▸ **Aim of the exercise**
Transcribe the lines below verbatim, skipping the images.

━━━━━━━━━━

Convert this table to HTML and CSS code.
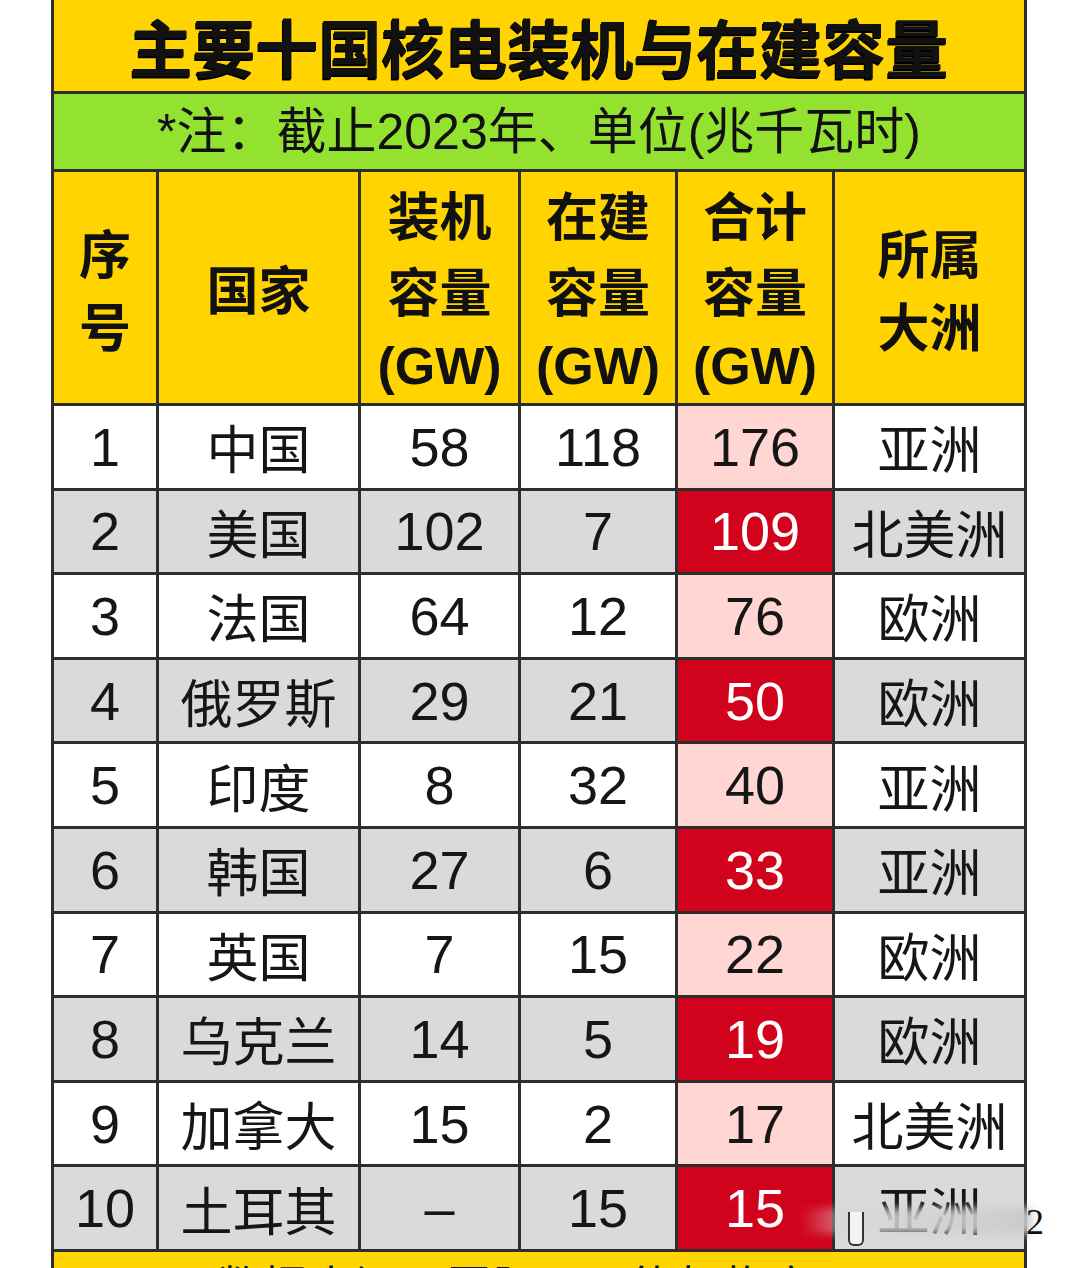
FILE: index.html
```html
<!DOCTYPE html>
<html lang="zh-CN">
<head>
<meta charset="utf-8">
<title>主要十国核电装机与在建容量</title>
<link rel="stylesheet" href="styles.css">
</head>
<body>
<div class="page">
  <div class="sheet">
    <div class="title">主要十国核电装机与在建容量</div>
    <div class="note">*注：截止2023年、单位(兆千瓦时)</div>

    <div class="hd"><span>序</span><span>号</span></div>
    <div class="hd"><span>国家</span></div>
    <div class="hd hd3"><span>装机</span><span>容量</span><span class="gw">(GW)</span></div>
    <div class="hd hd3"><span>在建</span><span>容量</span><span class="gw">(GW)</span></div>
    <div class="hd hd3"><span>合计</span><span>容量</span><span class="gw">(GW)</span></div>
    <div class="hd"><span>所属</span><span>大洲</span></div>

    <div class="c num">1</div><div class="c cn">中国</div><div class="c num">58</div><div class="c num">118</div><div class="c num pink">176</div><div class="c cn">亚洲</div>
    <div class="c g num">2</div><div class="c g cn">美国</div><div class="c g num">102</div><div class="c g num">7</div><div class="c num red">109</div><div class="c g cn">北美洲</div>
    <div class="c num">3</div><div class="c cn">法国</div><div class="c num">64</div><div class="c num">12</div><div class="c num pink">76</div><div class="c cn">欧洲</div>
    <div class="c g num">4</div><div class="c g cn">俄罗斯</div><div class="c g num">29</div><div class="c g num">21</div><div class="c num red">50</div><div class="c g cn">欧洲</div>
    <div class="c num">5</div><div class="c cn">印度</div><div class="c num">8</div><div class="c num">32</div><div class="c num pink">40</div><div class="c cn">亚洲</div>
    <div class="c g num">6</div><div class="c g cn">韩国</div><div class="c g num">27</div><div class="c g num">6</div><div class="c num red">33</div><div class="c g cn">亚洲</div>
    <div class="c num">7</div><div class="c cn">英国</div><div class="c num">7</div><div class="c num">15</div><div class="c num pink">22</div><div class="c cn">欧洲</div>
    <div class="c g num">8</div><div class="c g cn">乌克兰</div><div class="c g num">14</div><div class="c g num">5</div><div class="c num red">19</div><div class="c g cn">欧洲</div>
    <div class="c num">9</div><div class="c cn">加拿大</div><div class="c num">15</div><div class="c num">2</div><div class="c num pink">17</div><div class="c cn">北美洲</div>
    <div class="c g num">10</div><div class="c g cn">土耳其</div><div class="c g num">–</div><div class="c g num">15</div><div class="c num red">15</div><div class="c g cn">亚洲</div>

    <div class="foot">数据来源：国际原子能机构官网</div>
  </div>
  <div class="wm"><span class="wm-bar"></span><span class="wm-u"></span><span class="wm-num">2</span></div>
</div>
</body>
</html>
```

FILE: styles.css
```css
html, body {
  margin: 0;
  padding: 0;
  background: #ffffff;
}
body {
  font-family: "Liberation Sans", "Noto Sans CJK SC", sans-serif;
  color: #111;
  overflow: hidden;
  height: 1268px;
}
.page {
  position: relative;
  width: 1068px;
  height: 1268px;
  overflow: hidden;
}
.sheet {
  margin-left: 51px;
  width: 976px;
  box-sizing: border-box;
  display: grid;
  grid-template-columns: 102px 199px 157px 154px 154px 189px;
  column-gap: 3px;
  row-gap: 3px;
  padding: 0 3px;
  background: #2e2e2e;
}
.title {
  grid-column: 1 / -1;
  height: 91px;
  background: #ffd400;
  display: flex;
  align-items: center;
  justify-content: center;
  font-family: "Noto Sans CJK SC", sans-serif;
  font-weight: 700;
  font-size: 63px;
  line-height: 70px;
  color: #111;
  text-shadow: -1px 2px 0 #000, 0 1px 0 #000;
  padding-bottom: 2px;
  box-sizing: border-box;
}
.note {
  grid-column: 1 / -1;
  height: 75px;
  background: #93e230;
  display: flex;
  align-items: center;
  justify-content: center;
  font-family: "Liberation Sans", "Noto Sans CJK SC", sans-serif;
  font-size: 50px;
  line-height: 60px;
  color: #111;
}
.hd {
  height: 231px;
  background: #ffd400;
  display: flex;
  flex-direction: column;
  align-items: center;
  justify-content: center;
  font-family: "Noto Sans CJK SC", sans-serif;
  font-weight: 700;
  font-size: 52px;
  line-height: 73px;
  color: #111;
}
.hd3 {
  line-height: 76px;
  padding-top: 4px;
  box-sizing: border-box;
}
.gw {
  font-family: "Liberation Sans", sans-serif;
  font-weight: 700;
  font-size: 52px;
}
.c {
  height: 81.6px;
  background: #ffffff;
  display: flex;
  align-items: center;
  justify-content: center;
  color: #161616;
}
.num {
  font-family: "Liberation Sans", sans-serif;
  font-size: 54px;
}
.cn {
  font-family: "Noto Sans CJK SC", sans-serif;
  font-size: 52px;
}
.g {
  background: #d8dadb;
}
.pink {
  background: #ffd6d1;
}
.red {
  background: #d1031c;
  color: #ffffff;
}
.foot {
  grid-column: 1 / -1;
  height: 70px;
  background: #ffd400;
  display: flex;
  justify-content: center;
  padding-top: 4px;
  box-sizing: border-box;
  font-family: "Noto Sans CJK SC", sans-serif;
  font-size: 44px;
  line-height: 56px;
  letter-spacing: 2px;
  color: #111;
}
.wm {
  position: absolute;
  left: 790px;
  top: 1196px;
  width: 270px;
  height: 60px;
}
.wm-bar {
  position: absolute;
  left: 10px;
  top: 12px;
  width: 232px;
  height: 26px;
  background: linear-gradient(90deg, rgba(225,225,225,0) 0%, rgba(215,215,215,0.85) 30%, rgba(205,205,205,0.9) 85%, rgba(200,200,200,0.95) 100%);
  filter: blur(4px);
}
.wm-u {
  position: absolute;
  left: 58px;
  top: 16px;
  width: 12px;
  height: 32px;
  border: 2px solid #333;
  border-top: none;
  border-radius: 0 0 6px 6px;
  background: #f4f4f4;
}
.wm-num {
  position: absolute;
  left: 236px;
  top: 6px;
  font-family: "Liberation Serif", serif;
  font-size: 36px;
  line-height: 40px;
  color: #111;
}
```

━━━━━━━━━━

▸ **Response**
Convert this table to HTML and CSS code.
FILE: index.html
```html
<!DOCTYPE html>
<html lang="zh-CN">
<head>
<meta charset="utf-8">
<title>主要十国核电装机与在建容量</title>
<link rel="stylesheet" href="styles.css">
</head>
<body>
<div class="page">
  <div class="sheet">
    <div class="title">主要十国核电装机与在建容量</div>
    <div class="note">*注：截止2023年、单位(兆千瓦时)</div>

    <div class="hd"><span>序</span><span>号</span></div>
    <div class="hd"><span>国家</span></div>
    <div class="hd hd3"><span>装机</span><span>容量</span><span class="gw">(GW)</span></div>
    <div class="hd hd3"><span>在建</span><span>容量</span><span class="gw">(GW)</span></div>
    <div class="hd hd3"><span>合计</span><span>容量</span><span class="gw">(GW)</span></div>
    <div class="hd"><span>所属</span><span>大洲</span></div>

    <div class="c num">1</div><div class="c cn">中国</div><div class="c num">58</div><div class="c num">118</div><div class="c num pink">176</div><div class="c cn">亚洲</div>
    <div class="c g num">2</div><div class="c g cn">美国</div><div class="c g num">102</div><div class="c g num">7</div><div class="c num red">109</div><div class="c g cn">北美洲</div>
    <div class="c num">3</div><div class="c cn">法国</div><div class="c num">64</div><div class="c num">12</div><div class="c num pink">76</div><div class="c cn">欧洲</div>
    <div class="c g num">4</div><div class="c g cn">俄罗斯</div><div class="c g num">29</div><div class="c g num">21</div><div class="c num red">50</div><div class="c g cn">欧洲</div>
    <div class="c num">5</div><div class="c cn">印度</div><div class="c num">8</div><div class="c num">32</div><div class="c num pink">40</div><div class="c cn">亚洲</div>
    <div class="c g num">6</div><div class="c g cn">韩国</div><div class="c g num">27</div><div class="c g num">6</div><div class="c num red">33</div><div class="c g cn">亚洲</div>
    <div class="c num">7</div><div class="c cn">英国</div><div class="c num">7</div><div class="c num">15</div><div class="c num pink">22</div><div class="c cn">欧洲</div>
    <div class="c g num">8</div><div class="c g cn">乌克兰</div><div class="c g num">14</div><div class="c g num">5</div><div class="c num red">19</div><div class="c g cn">欧洲</div>
    <div class="c num">9</div><div class="c cn">加拿大</div><div class="c num">15</div><div class="c num">2</div><div class="c num pink">17</div><div class="c cn">北美洲</div>
    <div class="c g num">10</div><div class="c g cn">土耳其</div><div class="c g num">–</div><div class="c g num">15</div><div class="c num red">15</div><div class="c g cn">亚洲</div>

    <div class="foot">数据来源：国际原子能机构官网</div>
  </div>
  <div class="wm"><span class="wm-bar"></span><span class="wm-u"></span><span class="wm-num">2</span></div>
</div>
</body>
</html>
```

FILE: styles.css
```css
html, body {
  margin: 0;
  padding: 0;
  background: #ffffff;
}
body {
  font-family: "Liberation Sans", "Noto Sans CJK SC", sans-serif;
  color: #111;
  overflow: hidden;
  height: 1268px;
}
.page {
  position: relative;
  width: 1068px;
  height: 1268px;
  overflow: hidden;
}
.sheet {
  margin-left: 51px;
  width: 976px;
  box-sizing: border-box;
  display: grid;
  grid-template-columns: 102px 199px 157px 154px 154px 189px;
  column-gap: 3px;
  row-gap: 3px;
  padding: 0 3px;
  background: #2e2e2e;
}
.title {
  grid-column: 1 / -1;
  height: 91px;
  background: #ffd400;
  display: flex;
  align-items: center;
  justify-content: center;
  font-family: "Noto Sans CJK SC", sans-serif;
  font-weight: 700;
  font-size: 63px;
  line-height: 70px;
  color: #111;
  text-shadow: -1px 2px 0 #000, 0 1px 0 #000;
  padding-bottom: 2px;
  box-sizing: border-box;
}
.note {
  grid-column: 1 / -1;
  height: 75px;
  background: #93e230;
  display: flex;
  align-items: center;
  justify-content: center;
  font-family: "Liberation Sans", "Noto Sans CJK SC", sans-serif;
  font-size: 50px;
  line-height: 60px;
  color: #111;
}
.hd {
  height: 231px;
  background: #ffd400;
  display: flex;
  flex-direction: column;
  align-items: center;
  justify-content: center;
  font-family: "Noto Sans CJK SC", sans-serif;
  font-weight: 700;
  font-size: 52px;
  line-height: 73px;
  color: #111;
}
.hd3 {
  line-height: 76px;
  padding-top: 4px;
  box-sizing: border-box;
}
.gw {
  font-family: "Liberation Sans", sans-serif;
  font-weight: 700;
  font-size: 52px;
}
.c {
  height: 81.6px;
  background: #ffffff;
  display: flex;
  align-items: center;
  justify-content: center;
  color: #161616;
}
.num {
  font-family: "Liberation Sans", sans-serif;
  font-size: 54px;
}
.cn {
  font-family: "Noto Sans CJK SC", sans-serif;
  font-size: 52px;
}
.g {
  background: #d8dadb;
}
.pink {
  background: #ffd6d1;
}
.red {
  background: #d1031c;
  color: #ffffff;
}
.foot {
  grid-column: 1 / -1;
  height: 70px;
  background: #ffd400;
  display: flex;
  justify-content: center;
  padding-top: 4px;
  box-sizing: border-box;
  font-family: "Noto Sans CJK SC", sans-serif;
  font-size: 44px;
  line-height: 56px;
  letter-spacing: 2px;
  color: #111;
}
.wm {
  position: absolute;
  left: 790px;
  top: 1196px;
  width: 270px;
  height: 60px;
}
.wm-bar {
  position: absolute;
  left: 10px;
  top: 12px;
  width: 232px;
  height: 26px;
  background: linear-gradient(90deg, rgba(225,225,225,0) 0%, rgba(215,215,215,0.85) 30%, rgba(205,205,205,0.9) 85%, rgba(200,200,200,0.95) 100%);
  filter: blur(4px);
}
.wm-u {
  position: absolute;
  left: 58px;
  top: 16px;
  width: 12px;
  height: 32px;
  border: 2px solid #333;
  border-top: none;
  border-radius: 0 0 6px 6px;
  background: #f4f4f4;
}
.wm-num {
  position: absolute;
  left: 236px;
  top: 6px;
  font-family: "Liberation Serif", serif;
  font-size: 36px;
  line-height: 40px;
  color: #111;
}
```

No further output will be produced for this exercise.